Senate Democrats set up a September showdown with Republicans over voting rights, teeing up floor action immediately after their summer break on a revised version of a sweeping elections-overhaul measure that the GOP blocked in June.
Senate Majority Leader Chuck Schumer said the legislation would be the first item on the Senate’s agenda when it returns from recess in September.
“This is a debate the Senate must have,” Schumer said. “In America today, we are witnessing the most sweeping and coordinated attacks on voting rights since the era of Jim Crow.”
The party’s latest effort to move forward on the legislation focuses fresh attention on Republican opposition to stronger federal protection of minority voting rights and to GOP-led state efforts to restrict access to the ballot.
The Senate voted 50-49 along party lines early Wednesday to discharge the voting rights measure from the committee, and Schumer said the chamber would take up a yet-to-be reached compromise as the first amendment next month.
Moderate Democratic Sen. Joe Manchin of West Virginia said he still opposed his party’s signature voting rights initiative in its current form but would work to hammer out revisions that could gain his support.
Manchin had previously proposed a compromise that included dozens of items addressing voting rights, ethics and campaign finance, some of which appealed to Democrats. But he also backs voter identification requirements, which generally have been opposed by many Democrats.
Senate Republican leader Mitch McConnell called the legislation “an absurd and clumsy” effort “to literally rewrite the ground rules of our democracy.”
“It isn’t going to work tonight, and it isn’t going to work when we get back.”
Sen.
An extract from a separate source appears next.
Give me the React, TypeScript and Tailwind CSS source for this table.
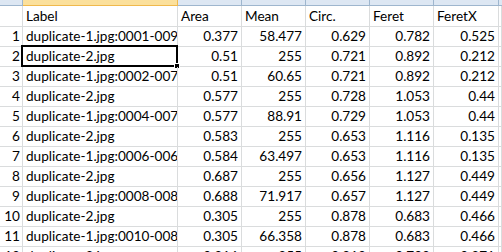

Ted Cruz, a Texas Republican, blocked an effort by Schumer to take up the issue immediately as well as to take up two scaled-down bills, addressing the gerrymandering of congressional districts for partisan advantage and dark money, issues Democrats have argued should not be controversial.
“Let there be no mistake, inside this chamber and outside, Republicans have formed a wall of opposition against progress on voting rights in the United States,” Schumer said.
Progressive and civil rights groups have been critical of President Joe Biden and Senate Democratic leaders’ commitment to voting rights legislation, arguing the party should do more to inflict political pain on the GOP for obstruction and if necessary end the filibuster rule that allows the minority party to block the legislation.
Democrats turned to the For the People Act, a broad voting rights and election law overhaul, after late-night adoption of Democrats’ $3.5 trillion budget plan.